The answer lies deep in the past and began to be unearthed by Cambridge scientists in the nineteenth century.

When Henry VIII established ‘the Holy and Undivided Trinity’ in 1546, amalgamating two earlier foundations of King’s Hall and Michaelhouse, a road ran from what is now Trinity Street through the College to the commercial wharves on the river.

The carpet of cobbles in front of Great Gate was created by re-using the stones from that road.

Road builders of the sixteenth century wouldn’t have known their origins but by the nineteenth century Cambridge scientists had discovered where and how these stones ended up in Cambridge.

There are clues in the triangular shape of many of the cobbles and the presence of the rhomb porphyry.

‘Triangular rock fragments are characteristic of those transported by a glacier. The rhomb porphyry is so localised to the Oslo region that if we find a rhomb porphyry cobble elsewhere in Europe, we know the ice must have flowed from Oslo to near where the cobble was found,’ says Professor Holness.

So the cobbles at Great Gate date from the greatest of the recent Ice Ages, 480,000 years ago, when much of northern Europe was covered in ice and the sea level was 120 metres lower than today.

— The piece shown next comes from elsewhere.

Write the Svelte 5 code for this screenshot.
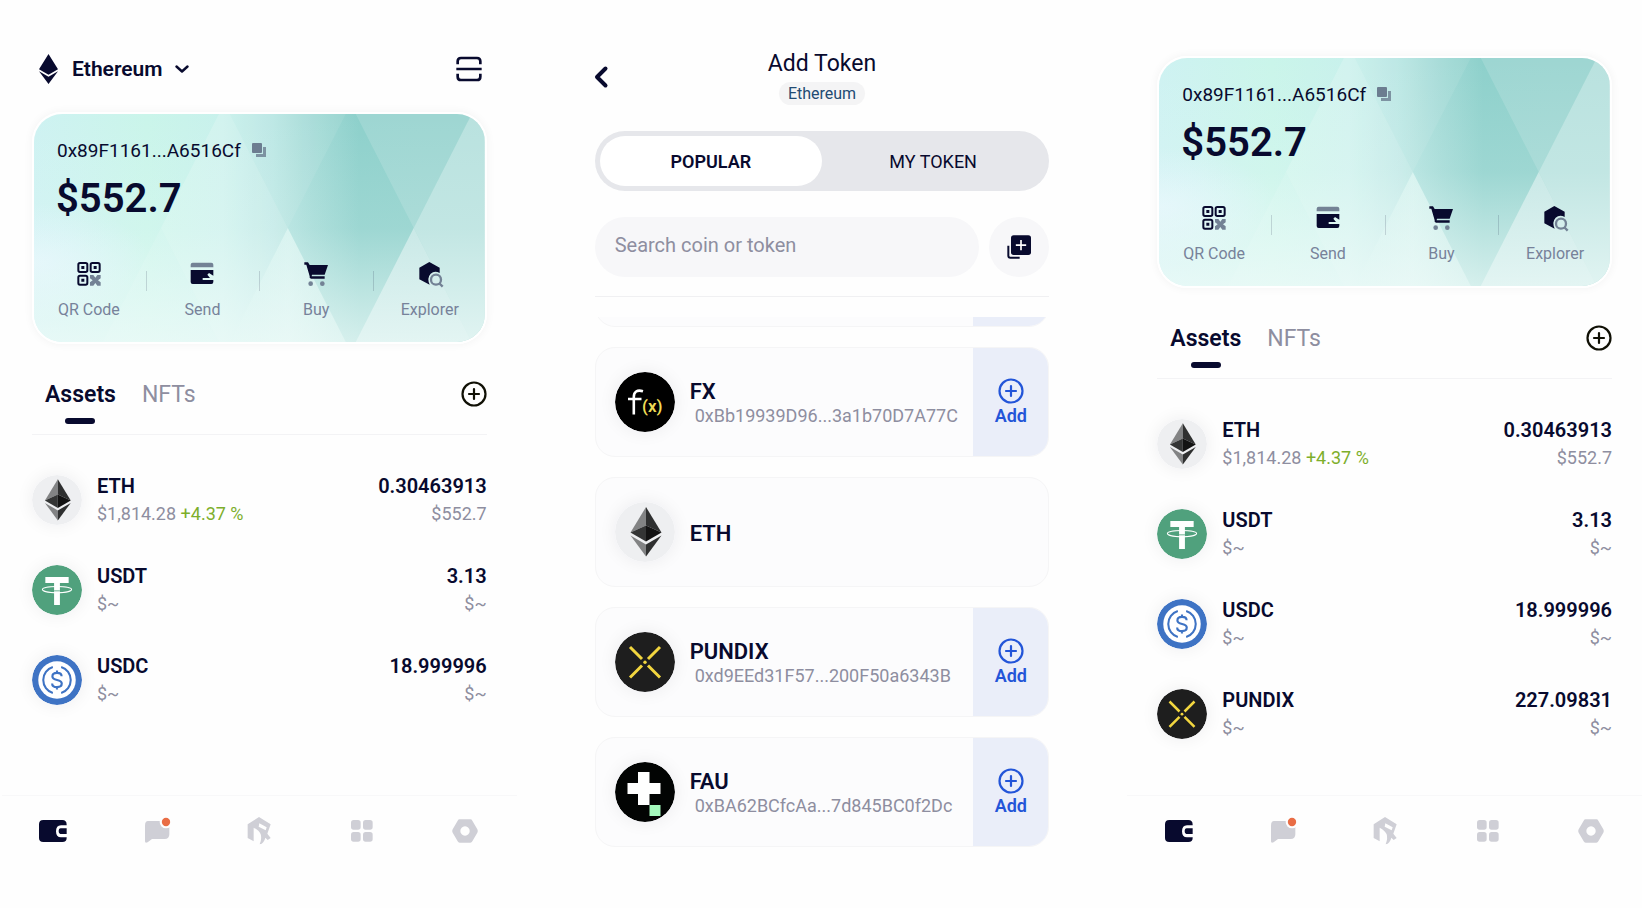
<script>
	const ethAsset = { symbol: 'ETH', icon: 'eth', price: '$1,814.28', change: '+4.37 %', amount: '0.30463913', value: '$552.7' };
	const usdt = { symbol: 'USDT', icon: 'usdt', price: '$~', amount: '3.13', value: '$~' };
	const usdc = { symbol: 'USDC', icon: 'usdc', price: '$~', amount: '18.999996', value: '$~' };
	const pundix = { symbol: 'PUNDIX', icon: 'pundix', price: '$~', amount: '227.09831', value: '$~' };

	const before = [ethAsset, usdt, usdc];
	const after = [ethAsset, usdt, usdc, pundix];

	const tokens = [
		{ symbol: 'FX', icon: 'fx', address: '0xBb19939D96...3a1b70D7A77C' },
		{ symbol: 'ETH', icon: 'eth' },
		{ symbol: 'PUNDIX', icon: 'pundix', address: '0xd9EEd31F57...200F50a6343B' },
		{ symbol: 'FAU', icon: 'fau', address: '0xBA62BCfcAa...7d845BC0f2Dc' }
	];

	const actions = ['QR Code', 'Send', 'Buy', 'Explorer'];
	const navItems = ['Wallet', 'Messages', 'Explore', 'Apps', 'Settings'];

	let tokenTab = $state('POPULAR');
	let search = $state('');
</script>

{#snippet coin(icon)}
	<svg class="coin" viewBox="0 0 60 60" aria-hidden="true">
		{#if icon === 'eth'}
			<circle cx="30" cy="30" r="30" fill="#eeeff1" />
			<path d="M31 5v18.500L15.500 30.500z" fill="#828384" />
			<path d="M31 5v18.500L46.500 30.500z" fill="#2f3030" />
			<path d="M31 23.500v16L15.500 30.500z" fill="#343535" />
			<path d="M31 23.500v16l15.500-9z" fill="#131313" />
			<path d="M31 42.500V54.500L15.500 33.500z" fill="#828384" />
			<path d="M31 42.500V54.500l15.500-21z" fill="#2f3030" />
		{:else if icon === 'usdt'}
			<circle cx="30" cy="30" r="30" fill="#50a17d" />
			<path d="M16 14.500h28v7H33.500V48h-7V21.500H16z" fill="#fff" />
			<ellipse cx="30" cy="29.500" rx="17.500" ry="3.800" fill="none" stroke="#fff" stroke-width="1.300" />
			<path d="M26.500 31h7" stroke="#50a17d" stroke-width="1" />
		{:else if icon === 'usdc'}
			<circle cx="30" cy="30" r="30" fill="#3e73c4" />
			<circle cx="30" cy="30" r="22.500" fill="#fff" />
			<path d="M25 14.500a16.200 16.200 0 0 0 0 31M35 14.500a16.200 16.200 0 0 1 0 31" fill="none" stroke="#3e73c4" stroke-width="2.500" />
			<path d="M35.500 25.500c0-2.500-2.200-4-5.500-4s-5.500 1.600-5.500 4.200c0 5.800 11.200 2.700 11.200 8.500 0 2.600-2.400 4.300-5.700 4.300s-5.800-1.700-5.800-4.400M30 18.500v3M30 38.500v3" fill="none" stroke="#3e73c4" stroke-width="2.600" />
		{:else if icon === 'pundix'}
			<circle cx="30" cy="30" r="30" fill="#1e1e1e" />
			<path d="M15 15l12 12M45 15L33 27M15 45.500l12-12M45 45.500l-12-12" stroke="#f2d63f" stroke-width="3" />
			<circle cx="30" cy="30.200" r="1.700" fill="#f2d63f" />
		{:else if icon === 'fx'}
			<circle cx="30" cy="30" r="30" fill="#000" />
			<path d="M28 19.200c-6-1.700-9.200.500-9.200 5.800v17.500M13 27h13.500" fill="none" stroke="#fff" stroke-width="2.600" />
			<text x="27" y="40" class="fx-mark">(x)</text>
		{:else}
			<circle cx="30" cy="30" r="30" fill="#020403" />
			<path d="M23 10h11.500v11H45.500v11H34.500v11H23V32H12.500V21H23z" fill="#fff" />
			<path d="M34.500 43h11v11h-11z" fill="#a4fabd" />
		{/if}
	</svg>
{/snippet}

{#snippet actionIcon(name)}
	<svg class="action-icon" viewBox="0 0 72 72" aria-hidden="true">
		{#if name === 'QR Code'}
			<g fill="none" stroke="#080a2e" stroke-width="6">
				<rect x="4" y="3" width="27" height="27" rx="5" />
				<rect x="41" y="3" width="27" height="27" rx="5" />
				<rect x="4" y="41" width="27" height="27" rx="5" />
			</g>
			<path d="M13 12h9v9h-9zM50 12h9v9h-9zM13 50h9v9h-9z" fill="#080a2e" />
			<path d="M39 39h10l6 8 6-8h10v10l-8 6 8 6v10H61l-6-8-6 8H39V61l8-6-8-6z" fill="#738295" />
		{:else if name === 'Send'}
			<path d="M2 16V8q0-6 6-6h56q6 0 6 6v8z" fill="#738295" />
			<path d="M2 24h68v17L57 33l-5 5 8 10H38v6h32v6q0 6-6 6H8q-6 0-6-6z" fill="#080a2e" />
		{:else if name === 'Buy'}
			<path d="M1 1h11l5 8h55L62 38H24l-1 5h39v7H21q-6-1-4-7L7 8H1z" fill="#080a2e" />
			<circle cx="20" cy="65" r="7" fill="#738295" />
			<circle cx="55" cy="65" r="7" fill="#738295" />
		{:else}
			<path d="M34 0l31 17v16Q50 24 38 35q-12 13-3 33L4 52V17z" fill="#080a2e" />
			<circle cx="54" cy="53" r="15" fill="none" stroke="#738295" stroke-width="7" />
			<path d="M63 63l11 11" stroke="#738295" stroke-width="7" />
		{/if}
	</svg>
{/snippet}

{#snippet plusIcon()}
	<svg class="plus-icon" viewBox="0 0 26 26" aria-hidden="true">
		<circle cx="13" cy="13" r="11.500" />
		<path d="M13 8v10M8 13h10" />
	</svg>
{/snippet}

{#snippet walletCard()}
	<section class="card">
		<svg class="card-art" viewBox="0 0 451 228" preserveAspectRatio="none" aria-hidden="true">
			<defs>
				<linearGradient id="card-base">
					<stop offset="0" stop-color="#cef2f2" />
					<stop offset="0.250" stop-color="#caf5ea" />
					<stop offset="0.420" stop-color="#c8f1ec" />
					<stop offset="0.530" stop-color="#b8e6e3" />
					<stop offset="0.620" stop-color="#a2dad6" />
					<stop offset="0.720" stop-color="#8dd0cb" />
					<stop offset="1" stop-color="#8fd0cb" />
				</linearGradient>
				<linearGradient id="card-fade" x1="0" y1="0" x2="0" y2="1">
					<stop offset="0" stop-color="#f0fbf9" stop-opacity="0" />
					<stop offset="0.500" stop-color="#f0fbf9" stop-opacity="0.160" />
					<stop offset="1" stop-color="#f0fbf9" stop-opacity="0.720" />
				</linearGradient>
				<radialGradient id="card-glow" cx="0" cy="0.650" r="0.260">
					<stop offset="0" stop-color="#e0f5fb" />
					<stop offset="1" stop-color="#e0f5fb" stop-opacity="0" />
				</radialGradient>
				<linearGradient id="card-wedge" x1="0" y1="0" x2="1" y2="0">
					<stop offset="0" stop-color="#e4f9f5" stop-opacity="0.300" />
					<stop offset="0.500" stop-color="#e4f9f5" stop-opacity="0.700" />
					<stop offset="1" stop-color="#e4f9f5" stop-opacity="0.500" />
				</linearGradient>
			</defs>
			<rect width="451" height="228" fill="url(#card-base)" />
			<rect width="451" height="228" fill="url(#card-glow)" />
			<g fill="#fff">
				<path d="M185 0h11l58 114-58 114h-11L127 114z" opacity="0.180" />
				<path d="M127 114l58 114H69z" opacity="0.100" />
				<path d="M196 0h116l-58 114z" opacity="0.080" />
				<path d="M254 114l58 114H196z" fill="url(#card-wedge)" />
				<path d="M322 0h116l-58 114z" opacity="0.140" />
				<path d="M438 0h13v228h-13l-58-114z" opacity="0.380" />
				<path d="M380 114l58 114H322z" opacity="0.460" />
			</g>
			<rect width="451" height="228" fill="url(#card-fade)" />
		</svg>
		<div class="card-body">
			<div class="address">
				<span>0x89F1161...A6516Cf</span>
				<button class="icon-btn" aria-label="Copy address">
					<svg width="14" height="14" viewBox="0 0 42 42" aria-hidden="true">
						<path d="M33 12h9v30H12v-9h21z" fill="#6c7d90" opacity="0.800" />
						<rect width="30" height="30" rx="3" fill="#6c7d90" />
					</svg>
				</button>
			</div>
			<div class="balance">$552.7</div>
			<div class="actions">
				{#each actions as name}
					<button class="action">
						{@render actionIcon(name)}
						<span>{name}</span>
					</button>
				{/each}
			</div>
		</div>
	</section>
{/snippet}

{#snippet assetList(assets)}
	<div class="tabs">
		<button class="tab active">Assets</button>
		<button class="tab">NFTs</button>
		<button class="icon-btn add-asset" aria-label="Add asset">{@render plusIcon()}</button>
	</div>
	<ul class="assets">
		{#each assets as asset}
			<li class="asset">
				{@render coin(asset.icon)}
				<div class="asset-info">
					<strong>{asset.symbol}</strong>
					<span>
						{asset.price}
						{#if asset.change}<em>{asset.change}</em>{/if}
					</span>
				</div>
				<div class="asset-info amount">
					<strong>{asset.amount}</strong>
					<span>{asset.value}</span>
				</div>
			</li>
		{/each}
	</ul>
{/snippet}

{#snippet bottomNav()}
	<nav class="nav">
		{#each navItems as item, i}
			<button class="icon-btn" class:current={i === 0} aria-label={item}>
				<svg width="28" height="28" viewBox="0 0 84 84" aria-hidden="true">
					{#if item === 'Wallet'}
						<path d="M13 9h57q13 0 13 14v2H66q-15 0-15 18t15 18h17v2q0 12-13 12H13Q0 75 0 63V22Q0 9 13 9z" fill="currentColor" />
						<path d="M83 34H65q-6 0-6 9t6 8h18z" fill="currentColor" />
					{:else if item === 'Messages'}
						<path d="M18 12h56q8 0 8 10v30q0 14-14 14H30L17 76q-8 4-8-3V26q0-14 9-14z" fill="currentColor" />
						<circle cx="72" cy="15" r="19" fill="#fefefe" />
						<circle cx="72" cy="15" r="12.500" fill="#e96d45" />
					{:else if item === 'Explore'}
						<path d="M42 0l35 22-10 28 10 13-9 6-7-7q-4 17-17 20 7-17 3-30-4-11-21-20v41L8 63V22zM43 19l22 12-3 9-21-11z" fill="currentColor" fill-rule="evenodd" />
					{:else if item === 'Apps'}
						<rect x="9" y="9" width="29" height="29" rx="8" fill="currentColor" />
						<rect x="45" y="9" width="29" height="29" rx="8" fill="currentColor" />
						<rect x="9" y="45" width="29" height="29" rx="8" fill="currentColor" />
						<rect x="45" y="45" width="29" height="29" rx="8" fill="currentColor" />
					{:else}
						<path d="M26 7h32q4 0 6 4l15 26q3 5 0 10L64 73q-2 4-6 4H26q-4 0-6-4L5 47q-3-5 0-10l15-26q2-4 6-4zM42 28a14 14 0 1 0 .1 0z" fill="currentColor" fill-rule="evenodd" />
					{/if}
				</svg>
			</button>
		{/each}
	</nav>
{/snippet}

<main class="board">
	<section class="screen">
		<header class="wallet-header">
			<button class="network">
				<svg width="19" height="30" viewBox="0 0 57 90" aria-hidden="true">
					<path d="M28.500 0L57 46 28.500 62 0 46zM0 52l28.500 16L57 52 28.500 90z" fill="currentColor" />
				</svg>
				<span>Ethereum</span>
				<svg width="14" height="8" viewBox="0 0 14 8" aria-hidden="true">
					<path d="M1.500 1.500l5.500 5 5.500-5" fill="none" stroke="currentColor" stroke-width="2.400" stroke-linecap="round" stroke-linejoin="round" />
				</svg>
			</button>
			<button class="icon-btn scan" aria-label="Scan">
				<svg width="26" height="26" viewBox="0 0 78 78" aria-hidden="true">
					<path d="M5 25v-9q0-10 10-10h48q10 0 10 10v9M5 53v9q0 10 10 10h48q10 0 10-10v-9M1 39h76" fill="none" stroke="currentColor" stroke-width="8" />
				</svg>
			</button>
		</header>
		{@render walletCard()}
		{@render assetList(before)}
		{@render bottomNav()}
	</section>

	<section class="screen">
		<header class="token-header">
			<button class="icon-btn" aria-label="Back">
				<svg width="13" height="22" viewBox="0 0 13 22" aria-hidden="true">
					<path d="M10.500 2.500L2 11l8.500 8.500" fill="none" stroke="currentColor" stroke-width="4" stroke-linecap="round" stroke-linejoin="round" />
				</svg>
			</button>
			<div class="title">
				<h1>Add Token</h1>
				<span class="pill">Ethereum</span>
			</div>
		</header>
		<div class="segments">
			{#each ['POPULAR', 'MY TOKEN'] as name}
				<button class="segment" class:selected={tokenTab === name} onclick={() => (tokenTab = name)}>{name}</button>
			{/each}
		</div>
		<div class="search-row">
			<input type="text" aria-label="Search coin or token" placeholder="Search coin or token" bind:value={search} />
			<button class="icon-btn custom-token" aria-label="Add custom token">
				<svg width="24" height="24" viewBox="0 0 72 72" aria-hidden="true">
					<path d="M4 32v30q0 6 6 6h28" fill="none" stroke="#080a2e" stroke-width="6" />
					<rect x="12" y="1" width="60" height="59" rx="8" fill="#080a2e" />
					<path d="M42 15v31M26.500 30.500h31" stroke="#fff" stroke-width="5" />
				</svg>
			</button>
		</div>
		<div class="tokens">
			<div class="peek" aria-hidden="true">
				<div class="token"><div class="token-end"></div></div>
			</div>
			{#each tokens as token}
				<article class="token">
					{@render coin(token.icon)}
					<div class="token-info">
						<strong>{token.symbol}</strong>
						{#if token.address}<span>{token.address}</span>{/if}
					</div>
					{#if token.address}
						<button class="token-end">
							{@render plusIcon()}
							<span>Add</span>
						</button>
					{/if}
				</article>
			{/each}
		</div>
	</section>

	<section class="screen scrolled">
		{@render walletCard()}
		{@render assetList(after)}
		{@render bottomNav()}
	</section>
</main>

<style>
	:global(body) {
		background: #fefefe;
	}

	.board {
		--ink: #080a2e;
		--muted: #8e8ea0;
		display: grid;
		grid-template-columns: repeat(3, minmax(0, 1fr));
		gap: 46px;
		min-height: 100vh;
		font-family: Roboto, 'Liberation Sans', sans-serif;
		color: var(--ink);
	}

	.screen {
		display: flex;
		flex-direction: column;
		padding: 44px 30px 0 32px;
	}

	.scrolled {
		padding-top: 56px;
	}

	button {
		border: none;
		background: none;
		padding: 0;
		margin: 0;
		font: inherit;
		color: inherit;
		cursor: pointer;
	}

	.icon-btn {
		display: flex;
		align-items: center;
		justify-content: center;
	}

	.wallet-header {
		display: flex;
		align-items: center;
		justify-content: space-between;
		height: 50px;
		margin-bottom: 18px;
		padding: 0 5px 0 7px;
	}

	.network {
		display: flex;
		align-items: center;
		gap: 12px;
		font-size: 21px;
		font-weight: 600;
	}

	.network span {
		padding-left: 2px;
	}

	.card {
		position: relative;
		overflow: hidden;
		border: 2px solid #fff;
		border-radius: 30px;
		box-shadow: 0 0 10px rgba(8, 10, 46, 0.05);
	}

	.card-art {
		position: absolute;
		inset: 0;
		width: 100%;
		height: 100%;
	}

	.card-body {
		position: relative;
		padding: 22px 0 20px;
	}

	.address {
		display: flex;
		align-items: center;
		gap: 11px;
		height: 28px;
		padding: 0 23px;
		font-size: 19px;
	}

	.balance {
		padding: 0 22px;
		margin: 11px 0 39px;
		font-size: 40px;
		line-height: 48px;
		font-weight: 600;
	}

	.actions {
		display: grid;
		grid-template-columns: repeat(4, 1fr);
		margin: 0 -2px;
	}

	.action {
		position: relative;
		display: flex;
		flex-direction: column;
		align-items: center;
		gap: 12px;
		font-size: 16px;
		line-height: 24px;
		color: #77829a;
	}

	.action + .action::before {
		content: '';
		position: absolute;
		left: 0;
		top: 9px;
		width: 1px;
		height: 20px;
		background: rgba(8, 10, 46, 0.15);
	}

	.action-icon {
		width: 24px;
		height: 24px;
		overflow: visible;
	}

	.tabs {
		display: flex;
		align-items: flex-start;
		gap: 26px;
		margin-top: 37px;
		padding: 0 0 10px 13px;
		border-bottom: 1px solid #f3f3f5;
	}

	.tab {
		display: flex;
		flex-direction: column;
		align-items: center;
		gap: 9px;
		font-size: 23px;
		line-height: 28px;
		color: var(--muted);
	}

	.tab.active {
		font-weight: 600;
		color: var(--ink);
	}

	.tab::after {
		content: '';
		width: 30px;
		height: 6px;
		border-radius: 3px;
	}

	.tab.active::after {
		background: var(--ink);
	}

	.plus-icon {
		width: 26px;
		height: 26px;
		fill: none;
		stroke: currentColor;
		stroke-width: 2.2;
		stroke-linecap: round;
	}

	.add-asset {
		margin-left: auto;
		color: #101005;
	}

	.assets {
		display: flex;
		flex-direction: column;
		gap: 34px;
		margin: 37px 0 0;
		padding: 0;
		list-style: none;
	}

	.asset {
		display: flex;
		align-items: center;
		gap: 15px;
	}

	.coin {
		flex: none;
		width: 50px;
		height: 50px;
		border-radius: 50%;
		box-shadow: 0 0 18px rgba(8, 10, 46, 0.07);
	}

	.fx-mark {
		font: 600 17px Roboto, sans-serif;
		fill: #eedb55;
	}

	.asset-info {
		display: flex;
		flex-direction: column;
		font-size: 18px;
		line-height: 28px;
		color: var(--muted);
	}

	.asset-info strong {
		font-size: 20px;
		font-weight: 600;
		color: var(--ink);
	}

	.asset-info em {
		font-style: normal;
		color: #7dae2b;
	}

	.amount {
		margin-left: auto;
		text-align: right;
	}

	.nav {
		display: grid;
		grid-template-columns: repeat(5, 1fr);
		margin: auto -30px 0;
		padding: 21px 0 63px;
		border-top: 1px solid #f8f8f9;
		color: #cfcfd6;
	}

	.nav .current {
		color: var(--ink);
	}

	.nav svg {
		overflow: visible;
	}

	.token-header {
		display: grid;
		grid-template-columns: 13px 1fr 13px;
		align-items: center;
		margin-bottom: 26px;
		padding-top: 5px;
	}

	.token-header svg {
		overflow: visible;
	}

	.title {
		display: flex;
		flex-direction: column;
		align-items: center;
		gap: 3px;
	}

	h1 {
		margin: 0;
		font-size: 23px;
		line-height: 30px;
		font-weight: 400;
	}

	.pill {
		padding: 0 9px;
		border-radius: 12px;
		background: #f4f4f5;
		font-size: 16px;
		line-height: 23px;
		color: #224b73;
	}

	.segments {
		display: grid;
		grid-template-columns: 1fr 1fr;
		padding: 5px;
		border-radius: 30px;
		background: #e6e7eb;
	}

	.segment {
		height: 50px;
		border-radius: 25px;
		font-size: 18px;
	}

	.segment.selected {
		background: #fff;
		font-weight: 600;
	}

	.search-row {
		display: flex;
		gap: 10px;
		margin-top: 26px;
		padding-bottom: 19px;
		border-bottom: 1px solid #f0f0f2;
	}

	input {
		flex: 1;
		min-width: 0;
		height: 60px;
		box-sizing: border-box;
		padding: 0 20px 4px;
		border: none;
		border-radius: 30px;
		background: #f7f7f9;
		font: inherit;
		font-size: 20px;
		color: var(--ink);
		outline: none;
	}

	input::placeholder {
		color: var(--muted);
		opacity: 1;
	}

	.custom-token {
		width: 60px;
		height: 60px;
		border-radius: 50%;
		background: #f7f7f9;
	}

	.tokens {
		display: flex;
		flex-direction: column;
		gap: 20px;
		margin-top: 20px;
	}

	.peek {
		display: flex;
		flex-direction: column;
		justify-content: flex-end;
		height: 10px;
		overflow: hidden;
	}

	.token {
		flex: none;
		display: flex;
		align-items: center;
		gap: 15px;
		height: 110px;
		box-sizing: border-box;
		padding-left: 19px;
		border: 1px solid #f5f5f6;
		border-radius: 20px;
		background: #fcfcfd;
		overflow: hidden;
	}

	.token .coin {
		width: 60px;
		height: 60px;
	}

	.token-info {
		display: flex;
		flex-direction: column;
		min-width: 0;
		padding-top: 4px;
	}

	.token-info strong {
		font-size: 22px;
		line-height: 24px;
		font-weight: 600;
	}

	.token-info span {
		padding-left: 5px;
		font-size: 18px;
		line-height: 24px;
		color: var(--muted);
	}

	.token-end {
		flex: none;
		display: flex;
		flex-direction: column;
		align-items: center;
		justify-content: center;
		width: 75px;
		height: 110px;
		box-sizing: border-box;
		margin-left: auto;
		padding-top: 2px;
		background: #eaeef9;
		font-size: 18px;
		line-height: 24px;
		font-weight: 600;
		color: #2355d8;
	}

	.token-info + .token-end {
		margin-left: auto;
	}
</style>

A continuous sheet of ice flowed from southern Norway, down through Denmark and northern Germany, and across where the North Sea is now, reaching the northern part of East Anglia. Somewhere along its route it was joined by an ice stream moving south from Scotland,’ says Professor Holness.

‘The vast ice sheet of half a million years ago ended up dumping materials, both brought down from Scotland and all the way from Norway, close to Cambridge.

The builders of that ancient road chose their materials carefully, says Professor Holness. ‘They collected the cobbles from the fields nearby, and used only the types of cobbles which could withstand the metalled hooves of horses and carts, unlike softer sandstone and limestone which they used for buildings.’

The deposits of glacial material in the Cambridge area, as typified by the Great Gate cobbles, have been very important in helping scientists to map the course and extent of ice sheets. But geology is also vital for the present and future, says Professor Holness.

Geology is vitally important to us right now, as it gives us the window back into Deep Time and tells us how the climate has changed over the last 4.55 billion years. This information is essential if we are to understand what humans are doing to the climate now.

Tressilian Charles Nicholas

Eagle-eyed visitors will spot a cobble inscribed TCN just in front of Great Gate. It commemorates Tressilian Charles Nicholas (Tress), former Senior Bursar and the first Research Fellow in Geology at Trinity College.

Following his degree at Trinity, Nicholas undertook fieldwork in Caernarfonshire and the resulting dissertation gained him a prize Fellowship in 1912.

During World War One he served with the Royal Engineers at Gallopoli, where he met TE Lawrence (of Arabia), as well as in Flanders and Egypt. Nicholas was awarded the OBE and MC for his war service and returned to Cambridge in 1919 where he was re-elected to the Fellowship he would hold for the next 70 years.

He gave up teaching geology to become Senior Bursar in 1929 and was instrumental in the purchase of the farm land on which Felixstowe Docks were built.

Nicholas retained his interest and enthusiasm for geology throughout his life. The Sedgwick Museum contains over 1000 specimens collected by him.

After the death of his wife in 1969, he moved into rooms in Great Court and died aged 101 in 1989. One of his last requests was that the cobble stone of red Rhomb Porphyry, which he had passed every day for 80 years, be inscribed with his initials.